Findus considers taking legal action
The FIndus lasagne that should be impossible to find across Europe
Frozen food company Findus confirmed this evening it was considering legal action after some of its beef products were found to contain horse DNA.
Findus is the latest company to become embroiled in the horse meat scandal with evidence mounting that widespread fraud may be behind the crisis.
The company said in a statement: “Findus is taking legal advice about the grounds for pursuing a case against its suppliers, regarding what they believe is their suppliers’ failure to meet contractual obligations about product integrity."
“The early results from Findus UK’s internal investigation strongly suggests that the horsemeat contamination in Beef Lasagne was not accidental.”
The French ministry of agriculture has confirmed that it has launched an investigation into how horse meat ended up in beef meals produced by the French company at the centre of the scandal. A government spokesman said that they consider the issue a matter of criminal fraud.
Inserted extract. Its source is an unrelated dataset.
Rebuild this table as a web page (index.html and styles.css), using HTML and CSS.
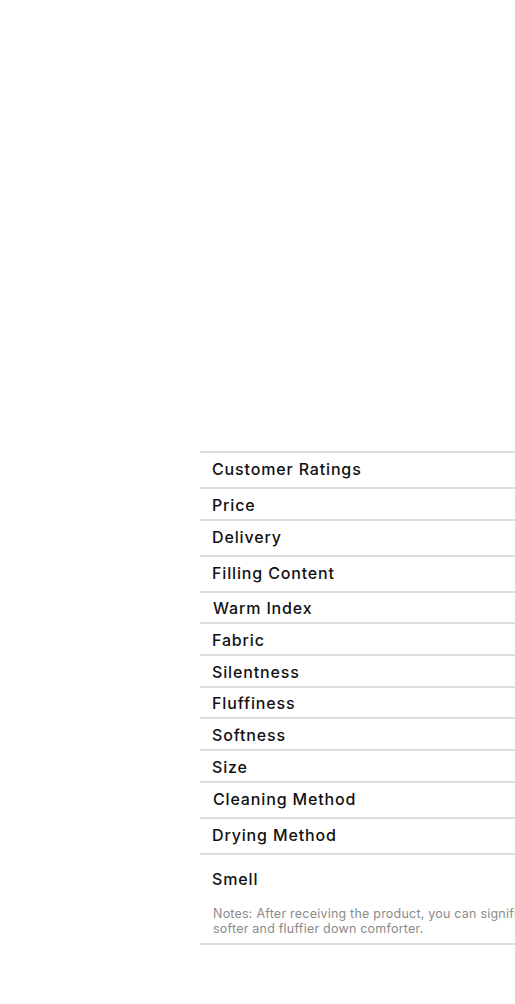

Findus in Sweden pulled frozen beef products found to contain horse DNA off supermarket shelves and it joins Ireland, the UK, France, Sweden, Luxembourg, the Netherlands and Poland in being linked to the crisis.
The chief executive of the Food Safety Authority of Ireland (FSAI) Prof Alan Reilly described it as "a European-wide problem" and he said that the discovery of horse meat in Findus products labelled as beef was "a very serious finding". He said that if Findus and Tesco “cannot have a secure supply line for their products... we do have a major problem within this sector of the trade," he said.
Dr Patrick Wall, UCD's associate professor of public health. said the FSAI had been criticised in the early stages of the crisis but he said it now needed to be recognised that “it has uncovered a huger Europe wide scam. If it had not been for the FSAI this scam could have gone unchecked for years and it has set the standard others across Europe will have to follow.”
Fianna Fáil Agriculture spokesman Éamon Ó Cuív has called on the Taoiseach and Minister Simon Coveney "to urgently raise the latest developments in the horsemeat controversy at EU level".
And he said there needed to be "a pan-European check on all processed beef products. This would involve a comprehensive testing programme that would give us answers into how widespread the presence of equine DNA is in beef product is”.
A spokeswoman for the British Prime Minister David Cameron said "acts of criminality" were behind the crisis. "If you are a company buying a particular meat and you are led to believe it is what you asked for, but then you find it's not, then clearly there's been some law broken there".
The motivation was outlined last night by Dr Wall. He told The Irish Times that dealers stood to make vast profits if they swapped horsemeat for beef. "Beef sells for around €4 a kilo while horse meat costs no more than 90 cent," he said. "So what we are seeing here is fraud on an absolutely huge scale," he said. "And the people behind this fraud would have been making enormous sums of money."
The British Food Standards Agency has given food makers a week to test all their beef products It is " requiring a more robust response from the food industry in order to demonstrate that the food it sells and serves is what it says it is on the label," chief executive Catherine Brown said. "We are demanding that food businesses conduct authenticity tests on all beef products, such as beef burgers, meatballs and lasagne and provide the results to the FSA."
The scale of the crisis was revealed by industry experts yesterday with some predicting it could take months before it was resolved. "This issue is probably going to run all year," said Bryan Roberts, an analyst at Kantar Retail. "The big question is obviously now that we don't know what else we don't know. For the retailers, the challenge may be that some shoppers will become more aware of providence and that cheap comes at a price."